Nello stesso tempo, la parabola di Montante, per alcuni anni uno degli uomini più potenti del Paese, vice-presidente nazionale di Confindustria, Presidente di Unioncamere Sicilia, componente dell’Agenzia per i Beni confiscati alla mafia, “apostolo della legalità” (come lo definì un ministro dell’Interno), viene enfatizzata notando come tutto ruotasse intorno “alla sua ascesa sociale, al consolidamento sempre maggiore del suo potere sul territorio, alle sue relazioni, al generale contesto clientelare originato dal livello altissimo delle relazioni, al suo credito reputazionale acquisito, al consenso diffuso creatosi”.

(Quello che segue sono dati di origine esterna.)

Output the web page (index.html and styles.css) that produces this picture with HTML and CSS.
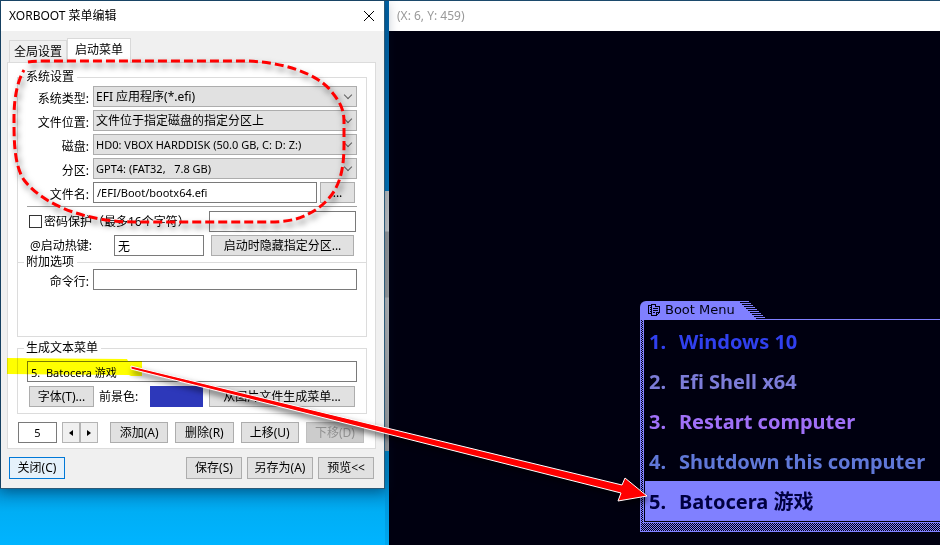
FILE: index.html
```html
<!DOCTYPE html>
<html lang="zh-CN">
<head>
<meta charset="utf-8">
<title>XORBOOT 菜单编辑</title>
<link rel="stylesheet" href="styles.css">
</head>
<body>
<main class="desktop">
  <form class="dialog" onsubmit="return false">
    <header class="titlebar">
      <h1>XORBOOT 菜单编辑</h1>
      <button type="button" class="close" aria-label="关闭窗口"><svg width="12" height="12" viewBox="0 0 12 12"><path d="M1 1l10 10M11 1L1 11"/></svg></button>
    </header>
    <nav class="tabs">
      <button type="button" class="tab">全局设置</button>
      <button type="button" class="tab active">启动菜单</button>
    </nav>
    <div class="panel">
      <fieldset class="group system">
        <legend>系统设置</legend>
        <div class="row"><label class="name" for="type">系统类型:</label><span class="select"><select id="type"><option>EFI 应用程序(*.efi)</option></select></span></div>
        <div class="row"><label class="name" for="loc">文件位置:</label><span class="select"><select id="loc"><option>文件位于指定磁盘的指定分区上</option></select></span></div>
        <div class="row"><label class="name" for="disk">磁盘:</label><span class="select"><select id="disk" class="latin"><option>HD0: VBOX HARDDISK (50.0 GB, C: D: Z:)</option></select></span></div>
        <div class="row"><label class="name" for="part">分区:</label><span class="select"><select id="part" class="latin"><option>GPT4: (FAT32, &nbsp; 7.8 GB)</option></select></span></div>
        <div class="row"><label class="name" for="file">文件名:</label><input id="file" class="grow latin" type="text" value="/EFI/Boot/bootx64.efi"><button type="button" class="btn browse">...</button></div>
        <hr>
        <div class="row protect"><input type="checkbox" id="pw"><label for="pw">密码保护（最多16个字符）</label><input type="text" class="password" aria-label="密码"></div>
        <div class="row hotkey"><label for="key">@启动热键:</label><input id="key" type="text" value="无"><button type="button" class="btn">启动时隐藏指定分区...</button></div>
      </fieldset>
      <fieldset class="group extra">
        <legend>附加选项</legend>
        <div class="row"><label class="name" for="cmd">命令行:</label><input id="cmd" class="grow" type="text"></div>
      </fieldset>
      <fieldset class="group textmenu">
        <legend>生成文本菜单</legend>
        <div class="row"><input class="grow latin" type="text" value="5.&nbsp; Batocera 游戏" aria-label="菜单文本"></div>
        <div class="row tools"><button type="button" class="btn font">字体(T)...</button><span class="caption">前景色:</span><button type="button" class="swatch" aria-label="前景色"></button><button type="button" class="btn image">从图片文件生成菜单...</button></div>
      </fieldset>
      <div class="entries">
        <input class="index latin" type="text" value="5" aria-label="菜单项">
        <div class="spin">
          <button type="button" aria-label="上一项"><svg width="4" height="6" viewBox="0 0 4 6"><path d="M4 0v6L0 3z"/></svg></button><button type="button" aria-label="下一项"><svg width="4" height="6" viewBox="0 0 4 6"><path d="M0 0v6l4-3z"/></svg></button>
        </div>
        <button type="button" class="btn">添加(A)</button>
        <button type="button" class="btn">删除(R)</button>
        <button type="button" class="btn">上移(U)</button>
        <button type="button" class="btn" disabled>下移(D)</button>
      </div>
    </div>
    <footer class="actions">
      <button type="button" class="btn primary">关闭(C)</button>
      <button type="button" class="btn">保存(S)</button>
      <button type="button" class="btn wide">另存为(A)</button>
      <button type="button" class="btn">预览&lt;&lt;</button>
    </footer>
  </form>

  <div class="behind"></div>

  <section class="preview">
    <header class="coords">(X: 6, Y: 459)</header>
    <div class="screen">
      <div class="bootmenu">
        <div class="boottab">
          <svg class="sheet" width="12" height="12" viewBox="0 0 12 12" shape-rendering="crispEdges"><path d="M3.5 1.5h-3v8h3M3.5.5h4v2h4v6l-3 3h-5zM8.5 11V8.5H11M5 4.5h5M5 6.5h5M5 8.5h2M2 3.5h1M2 5.5h1M2 7.5h1"/></svg>
          <span>Boot Menu</span>
          <svg class="slant" width="27" height="18" viewBox="0 0 27 18" shape-rendering="crispEdges"><path d="M0 .5h10M2 2.5h10M4 4.5h10M6 6.5h10M8 8.5h10M10 10.5h10M12 12.5h10M14 14.5h10M16 16.5h10"/><path class="fill" d="M0 0l17 18H0z"/></svg>
        </div>
        <div class="frame">
          <ol>
            <li class="c1"><span>1.</span>Windows 10</li>
            <li class="c2"><span>2.</span>Efi Shell x64</li>
            <li class="c3"><span>3.</span>Restart computer</li>
            <li class="c4"><span>4.</span>Shutdown this computer</li>
            <li class="selected"><span>5.</span>Batocera 游戏</li>
          </ol>
        </div>
      </div>
    </div>
  </section>

  <svg class="marks highlight" width="940" height="545" viewBox="0 0 940 545"><path d="M7 358l120 1 1 2h14v15H131l-2-1-122-1z"/></svg>
  <svg class="marks" width="940" height="545" viewBox="0 0 940 545">
    <path class="lasso" d="M28 62Q34 61 44 61H243C280 61 317 73 331 91C341 103 344 110 344 122V145C344 180 335 196 317 209C300 220 288 222 266 222H135C90 222 45 207 24 180C14 165 14 140 14 118C14 96 18 80 24 70"/>
    <path class="arrow" d="M131 366L622 485L625 478L647 496L618 501L621 493L131 369z"/>
  </svg>
</main>
</body>
</html>
```
FILE: styles.css
```css
* { box-sizing: border-box; }

body {
  margin: 0;
  font: 12px/14px "Noto Sans", "Noto Sans CJK SC", sans-serif;
  color: #000;
}

button, input, select { font: inherit; color: inherit; margin: 0; }

.desktop {
  position: relative;
  display: grid;
  grid-template-columns: minmax(0, 384px) 4px minmax(0, 1fr);
  align-items: start;
  min-height: 100vh;
  padding: 1px 0 0 1px;
  overflow: hidden;
  background: linear-gradient(#1c4a6c 0 488px, #0093d6 489px, #00aef5 512px, #00b4ff 545px);
}

.dialog {
  position: relative;
  background: #f0f0f0;
  border-right: 1px solid #2c5a78;
  border-bottom: 1px solid #2c5a78;
  box-shadow: 0 3px 12px rgba(0, 30, 60, .45);
}

.titlebar {
  display: flex;
  justify-content: space-between;
  align-items: center;
  height: 30px;
  padding: 0 9px 0 8px;
  background: #fff;
}
.titlebar h1 { margin: 0; font-size: 12px; font-weight: 400; }
.close { display: flex; padding: 0; border: 0; background: none; }
.close path { stroke: #000; fill: none; }

.tabs {
  display: flex;
  align-items: flex-end;
  padding: 7px 8px 0;
}
.tab {
  height: 22px;
  padding: 0 4px;
  border: 1px solid #d9d9d9;
  border-bottom: 0;
  background: #f0f0f0;
}
.tab.active {
  position: relative;
  height: 25px;
  margin: 0 0 -1px;
  padding: 0 7px 3px;
  background: #fff;
}

.panel {
  margin: 0 8px 0 6px;
  padding: 7px 8px 5px 9px;
  border: 1px solid #dcdcdc;
  background: #fff;
}

.group {
  display: flex;
  flex-direction: column;
  gap: 3px;
  margin: 0;
  padding: 2px 9px 6px;
  min-width: 0;
  border: 1px solid #dcdcdc;
}
.group legend { padding: 0 3px 0 2px; margin-left: -3px; }
.system { border-bottom: 0; }
.extra { margin-top: -7px; padding: 0 9px 46px; }
.textmenu { gap: 4px; margin-top: 4px; padding-top: 6px; }

.row { display: flex; align-items: center; min-height: 21px; }
.name { flex: none; width: 62px; margin-right: 4px; padding-top: 4px; text-align: right; }
.grow { flex: 1; min-width: 0; }

input[type="text"] {
  height: 21px;
  min-width: 0;
  padding: 0 3px;
  border: 1px solid #7a7a7a;
  background: #fff;
}

.select { position: relative; flex: 1; min-width: 0; }
.select select {
  display: block;
  width: 100%;
  height: 21px;
  padding: 0 20px 0 2px;
  border: 1px solid #adadad;
  border-radius: 0;
  background: #e1e1e1;
  appearance: none;
}
.row .latin, .entries .latin { font-size: 11px; }
.select::after {
  content: "";
  position: absolute;
  right: 6px;
  top: 6px;
  width: 5px;
  height: 5px;
  border: solid #606060;
  border-width: 0 1px 1px 0;
  transform: rotate(45deg);
}

.btn {
  height: 21px;
  padding: 0 4px;
  border: 1px solid #adadad;
  background: #e1e1e1;
  white-space: nowrap;
}
.btn:disabled { border-color: #bfbfbf; background: #ccc; color: #929292; }
.browse { width: 35px; margin: 0 2px 0 3px; }

hr { width: 100%; margin: 0 0 1px; border: 0; border-top: 1px solid #a0a0a0; }

.protect input[type="checkbox"] {
  flex: none;
  width: 13px;
  height: 13px;
  margin: 0 2px;
  appearance: none;
  border: 1px solid #333;
  background: #fff;
}
.protect label { flex: 1; white-space: nowrap; }
.protect .password { width: 147px; margin-right: 1px; }
.hotkey label { width: 84px; padding-left: 3px; margin-right: 3px; }
.hotkey input[type="text"] { flex: 1; }
.hotkey .btn { width: 143px; margin: 0 3px 0 7px; }

.tools { padding: 0 2px; }
.tools .font { width: 65px; }
.caption { flex: 1; padding-left: 5px; }
.swatch { width: 53px; height: 21px; border: 0; background: #2d38ba; }
.tools .image { width: 146px; margin-left: 6px; }

.entries { display: flex; align-items: center; gap: 7px; margin: 8px 3px 0 1px; }
.entries .btn { flex: 1; }
.entries .index { width: 39px; text-align: center; }
.spin { display: flex; margin: 0 5px 0 -2px; }
.spin button {
  display: flex;
  align-items: center;
  justify-content: center;
  width: 18px;
  height: 21px;
  padding: 0;
  border: 1px solid #b4b4b4;
  background: #f0f0f0;
}

.actions { display: flex; gap: 5px; padding: 8px 10px 9px 8px; }
.actions .btn { width: 56px; height: 22px; }
.actions .wide { width: 66px; }
.actions .primary { margin-right: auto; border-color: #0078d7; background: #e5f1fb; }

.behind {
  align-self: stretch;
  background: linear-gradient(#0064a8 0, #0079c0 190px, #c8c8c8 190px, #d2d2d2 230px, #a0a0a0 231px, #a6a6a6 296px, #c4c4c4 297px, #a4a4a4 450px, #0087c8 450px, #00a7ef 545px);
}

.preview {
  align-self: stretch;
  min-width: 0;
  background: #000010;
}
.coords {
  display: flex;
  align-items: center;
  height: 30px;
  padding-left: 8px;
  background: #fff;
  color: #999;
}
.screen { padding: 270px 0 13px 251px; }

.boottab {
  display: flex;
  align-items: center;
  width: max-content;
  height: 18px;
  padding-left: 8px;
  border-top-left-radius: 6px;
  background: #8080ff;
  font: 13px/18px "DejaVu Sans", sans-serif;
  color: #000010;
}
.sheet { margin-right: 5px; }
.sheet path { fill: none; stroke: #000010; }
.slant { margin-left: 4px; background: #000010; }
.slant path { stroke: #8080ff; }
.slant .fill { stroke: none; fill: #8080ff; }

.frame {
  padding: 0 0 8px 2px;
  border: solid #8080ff;
  border-width: 1px 0 1px 1px;
  background: repeating-conic-gradient(#8080ff 0 25%, #000010 0 50%) 0 0 / 2px 2px;
}
.frame ol {
  margin: 0;
  padding: 1px 0 1px 1px;
  border: solid #8080ff;
  border-width: 0 0 1px 1px;
  background: #000010;
  list-style: none;
}
.frame li {
  display: flex;
  height: 40px;
  padding-left: 4px;
  font-size: 20px;
  font-weight: 700;
  line-height: 42px;
  white-space: nowrap;
}
.frame li span { width: 30px; }
.c1 { color: #3040ee; }
.c2 { color: #7c7cd8; }
.c3 { color: #a070f8; }
.c4 { color: #6078d8; }
.selected { background: #8080ff; color: #000040; }

.marks { position: absolute; left: 0; top: 0; pointer-events: none; }
.highlight { mix-blend-mode: multiply; fill: #ff0; }
.lasso {
  fill: none;
  stroke: #f00;
  stroke-width: 3;
  stroke-dasharray: 9 4;
  filter: drop-shadow(2px 4px 3px rgba(0, 0, 0, .55));
}
.arrow {
  fill: #f00;
  stroke: #fff;
  stroke-width: 1;
  filter: drop-shadow(2px 4px 3px rgba(0, 0, 0, .6));
}
```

Però, chi entrava nel “cerchio magico” di Antonello, secondo la Cassazione non se ne rendeva conto, pensava di coltivare una amicizia individuale, “senza ricevere alcunché in cambio”. Giustificazione che suona sprezzante per gli uomini dello Stato che erano stati coinvolti nel “sistema” e che ora ne vengono svincolati dalla sua negazione, ma al prezzo della loro descritta insipienza del contesto criminale in cui si sono trovati coinvolti: “Una partecipazione ad una associazione criminale rispetto alla quale non sarebbe stato noto ai più né il programma delittuoso condiviso, né i soggetti che avrebbero fatto parte del sodalizio, né la dimensione collettiva dell’agire illecito e neppure il vantaggio derivante dal reato”. Una specie di Carboneria borbonica, più o meno.

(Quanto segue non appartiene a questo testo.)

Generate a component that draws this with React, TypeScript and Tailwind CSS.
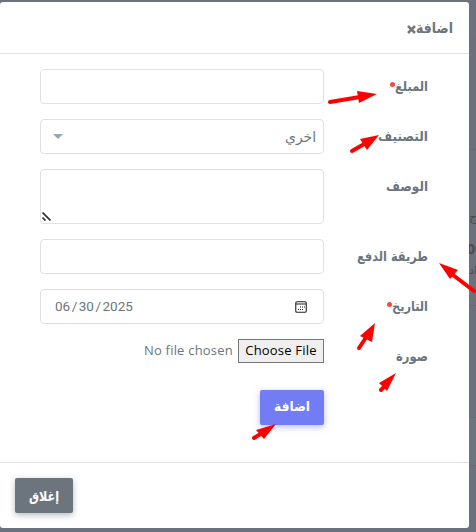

Una macchina argomentativa pirandelliana della migliore qualità, un teatro dell’assurdo in cui le contraddizioni si sovrappongono per elidersi a vicenda, ma un obiettivo raggiunto: il Sistema, negando il “sistema”, ha espulso il corpo estraneo, diventato ingestibile, e le acque si richiudono su di lui come dopo il lancio di una pietra nello stagno. Ancora una volta il “Sistema” quello grande, quello eterno, muove le vicende pubbliche senza fare mai oltrepassare, a nessuno, la soglia della propria inviolabilità.

La giustizia persegue reati individuali (era questa la scuola di pensiero giuridico prima che si riconoscesse il reato di associazione mafiosa), e tutto il resto non esiste. Se non lo si vuole vedere.